A couple of weeks ago, the Citizens Budget Commission released a tabulation of the average annual benefits accruing to recent retirees from the New York City government, from firefighters to teachers to administrative assistants. How much would it cost you — if you’re a private-sector worker — to amass the same level of benefits?
Say you are expecting to live for 30 years after your retirement. (You may not; life isn’t fair. But that is what you expect. Therefore, you’re not going to retire until you’ve amassed enough money to support yourself for that long.)
And say you’d like to make $72,944 annually in your dotage — the average annual pension benefit a recently retiring New York City firefighter (including officers, as of 2006) can expect.
And say you want that benefit to rise each year with expected inflation of, say, 2.5 percent.
And say, finally, that you don’t want to take too much risk in your retirement. You’re not planning on putting all of your money in the stock market, for example (although good luck with figuring out what’s risky in this new world — mortgages, muni bonds, etc.). You figure that you’d like to take just enough risk to earn a return of 5 percent annually through your retirement.
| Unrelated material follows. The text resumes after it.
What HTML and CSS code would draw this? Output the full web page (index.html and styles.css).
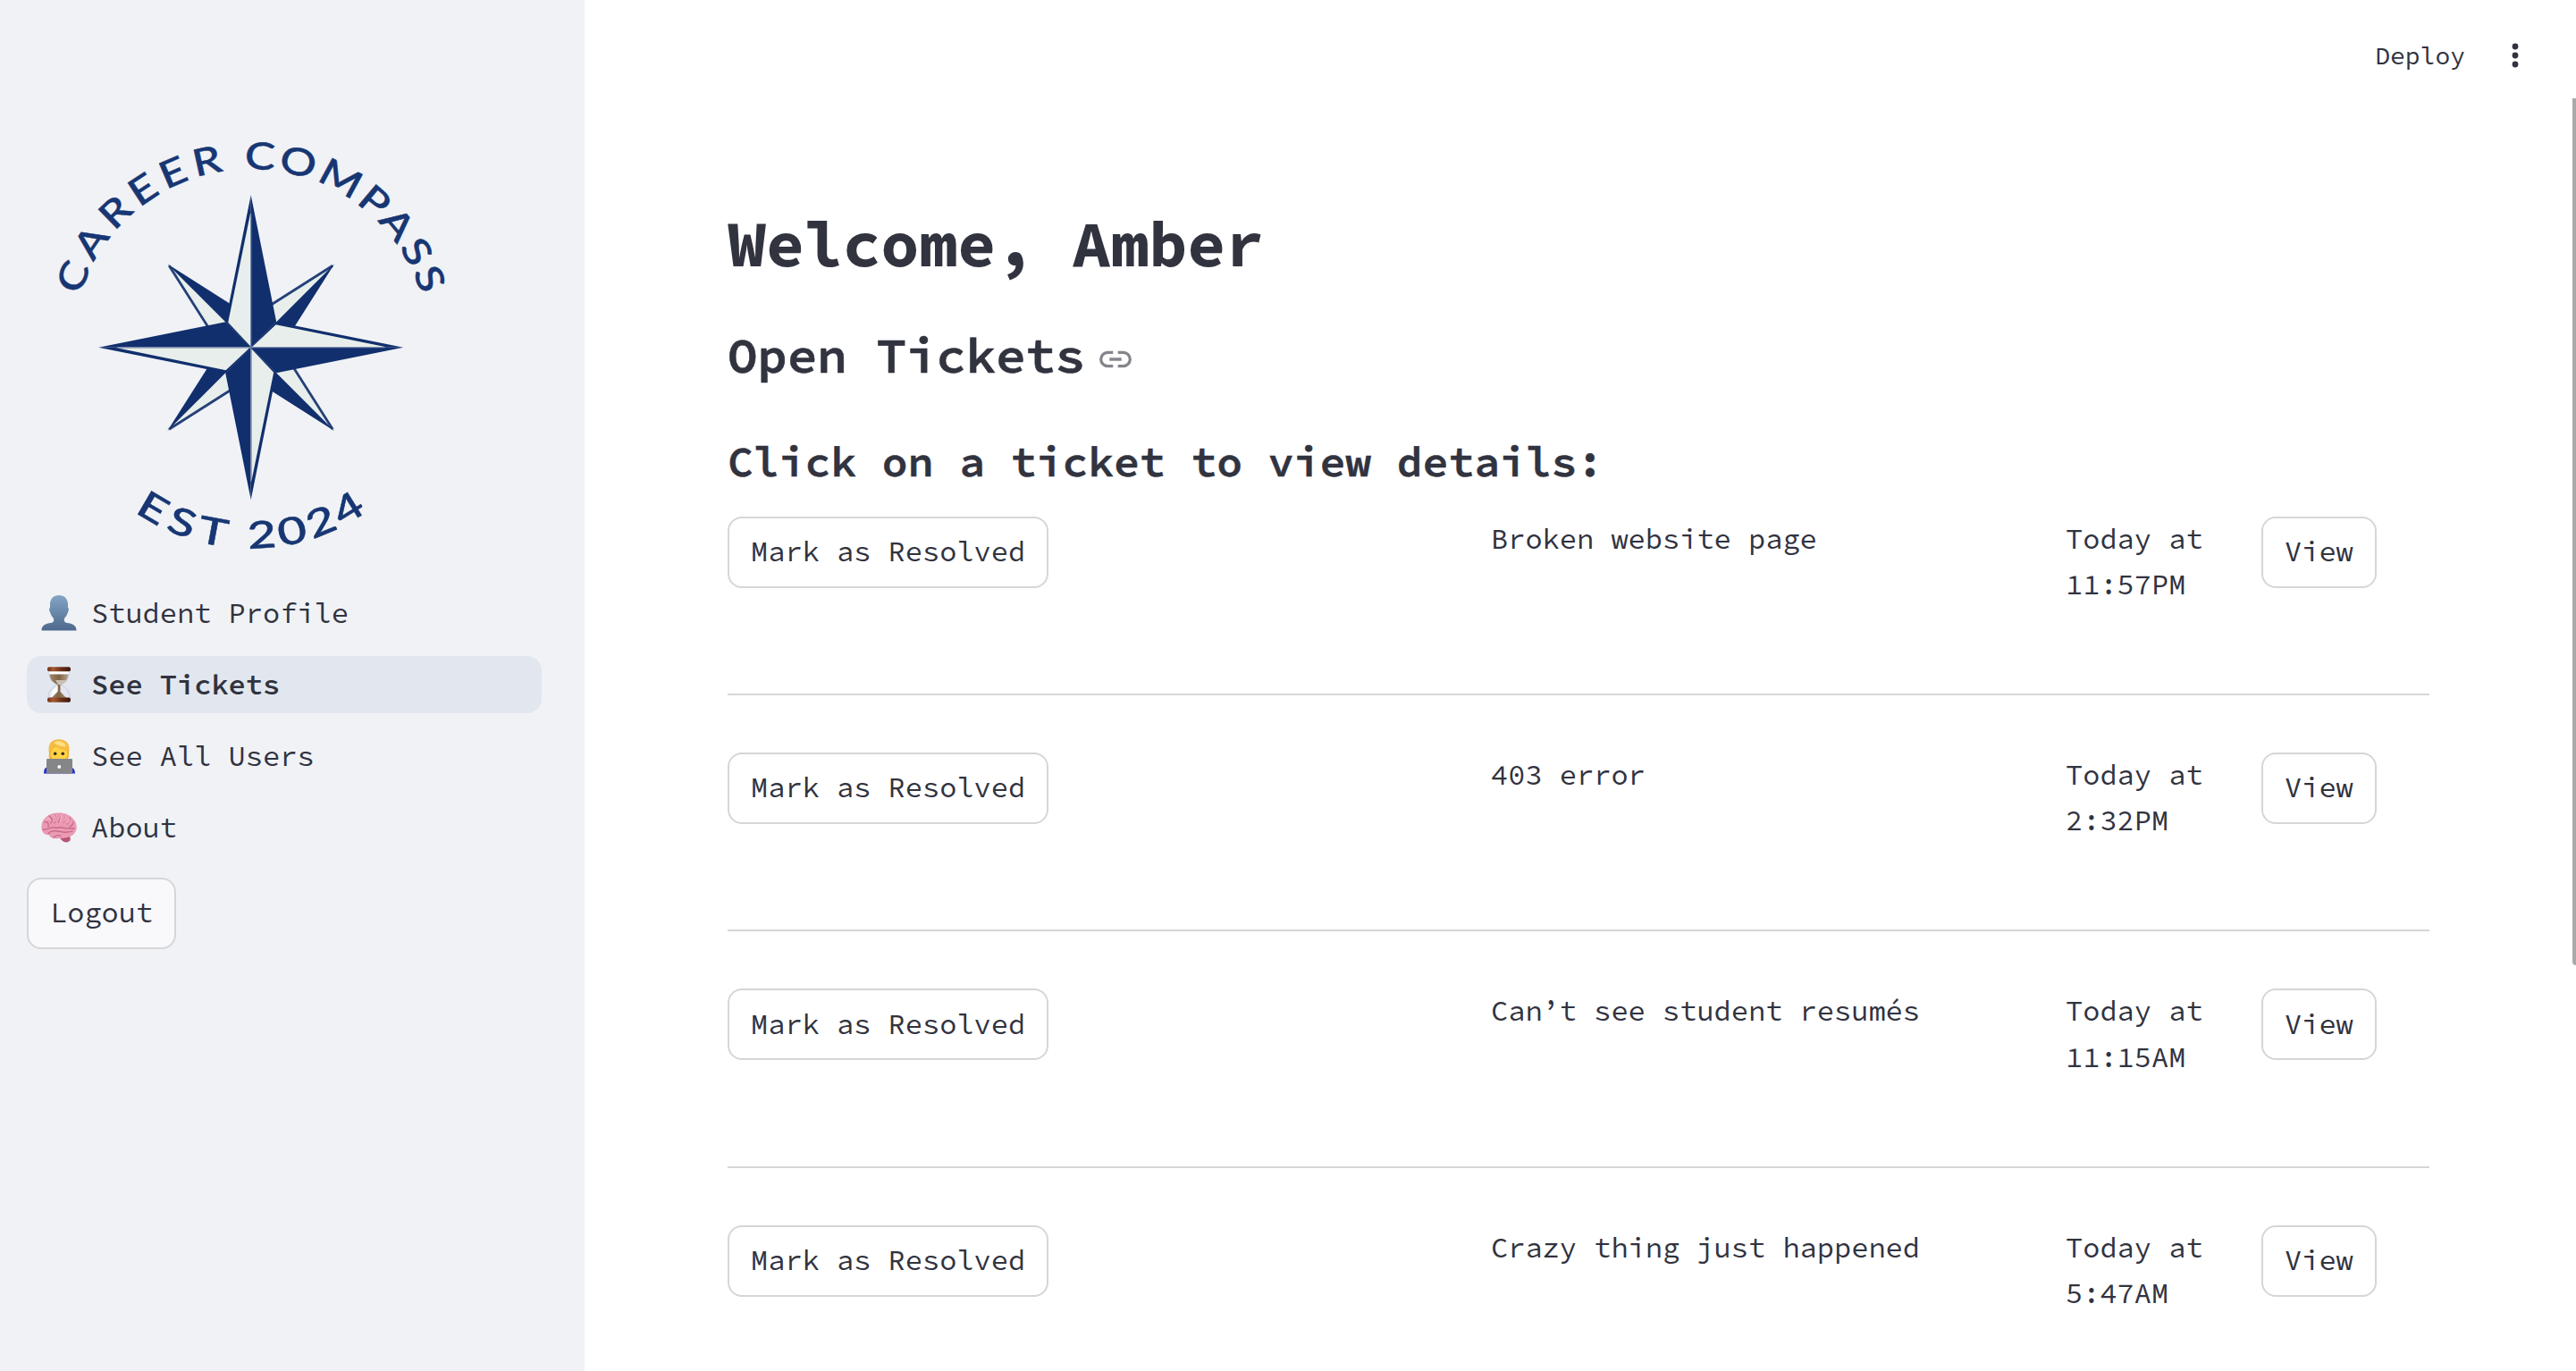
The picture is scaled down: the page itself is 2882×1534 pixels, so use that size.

To earn an average of $72,944 annually in retirement, then, you would need to have amassed a retirement-day nest egg of $1.5 million.
We can make the same calculation for …
Police: to earn the recently awarded average benefit of $56,617, you’d need $1.2 million in the bank.
Teachers: to earn the recently awarded average benefit of $54,931, you’d need $1.2 million in the bank, too.
Civilians and transit workers: to earn the recently awarded average benefit of $30,098, you’d need more than $635,000 in the bank.
Firefighters and police offcers, too, take in an extra $12,000 annually via a “Christmas” bonus. To assure yourself of such a bonus, you’d need $250,000 in additional savings.
How do these figures stack up against what the average private-sector worker has saved up?
According to the Employee Benefit Research Institute, a “long-tenured” 401(k) participant in his 50s, earning $60,000 to $80,000 a year at this point in his working life, has a median account balance of $160,324.
A similar worker earning $80,000 to $100,000 has a balance of $226,266.
Workers earning $100,000 or more have a median balance of $344,526.
Of course, some of these workers, particularly older ones, have other sources of private retirement income, including the old-fashioned pensions that public-sector workers continue to get. 401(k)s are only about three decades old.
But “long-tenured” private-sector workers in their 40s — the same age of many recently retiring firefighters and police officers, including one-fourth of recent police retirees — have an average balance of $194,832 if they earn $80,000 to $100,000, and $280,624 if they earn $100,000 or more — not enough to retire well on at that very moment.
In fact, if a person expected to live for 40 years in retirement, instead of 30, and earn $72,944, he would need $1.9 million today. If a person expected to live that long and earn $56,617, he would need $1.5 million.
Most people in the private sector must save up much of this money themselves. In New York, by contrast, as the CBC notes, “the city contributes nine times as much as employees contribute to their pension funds.”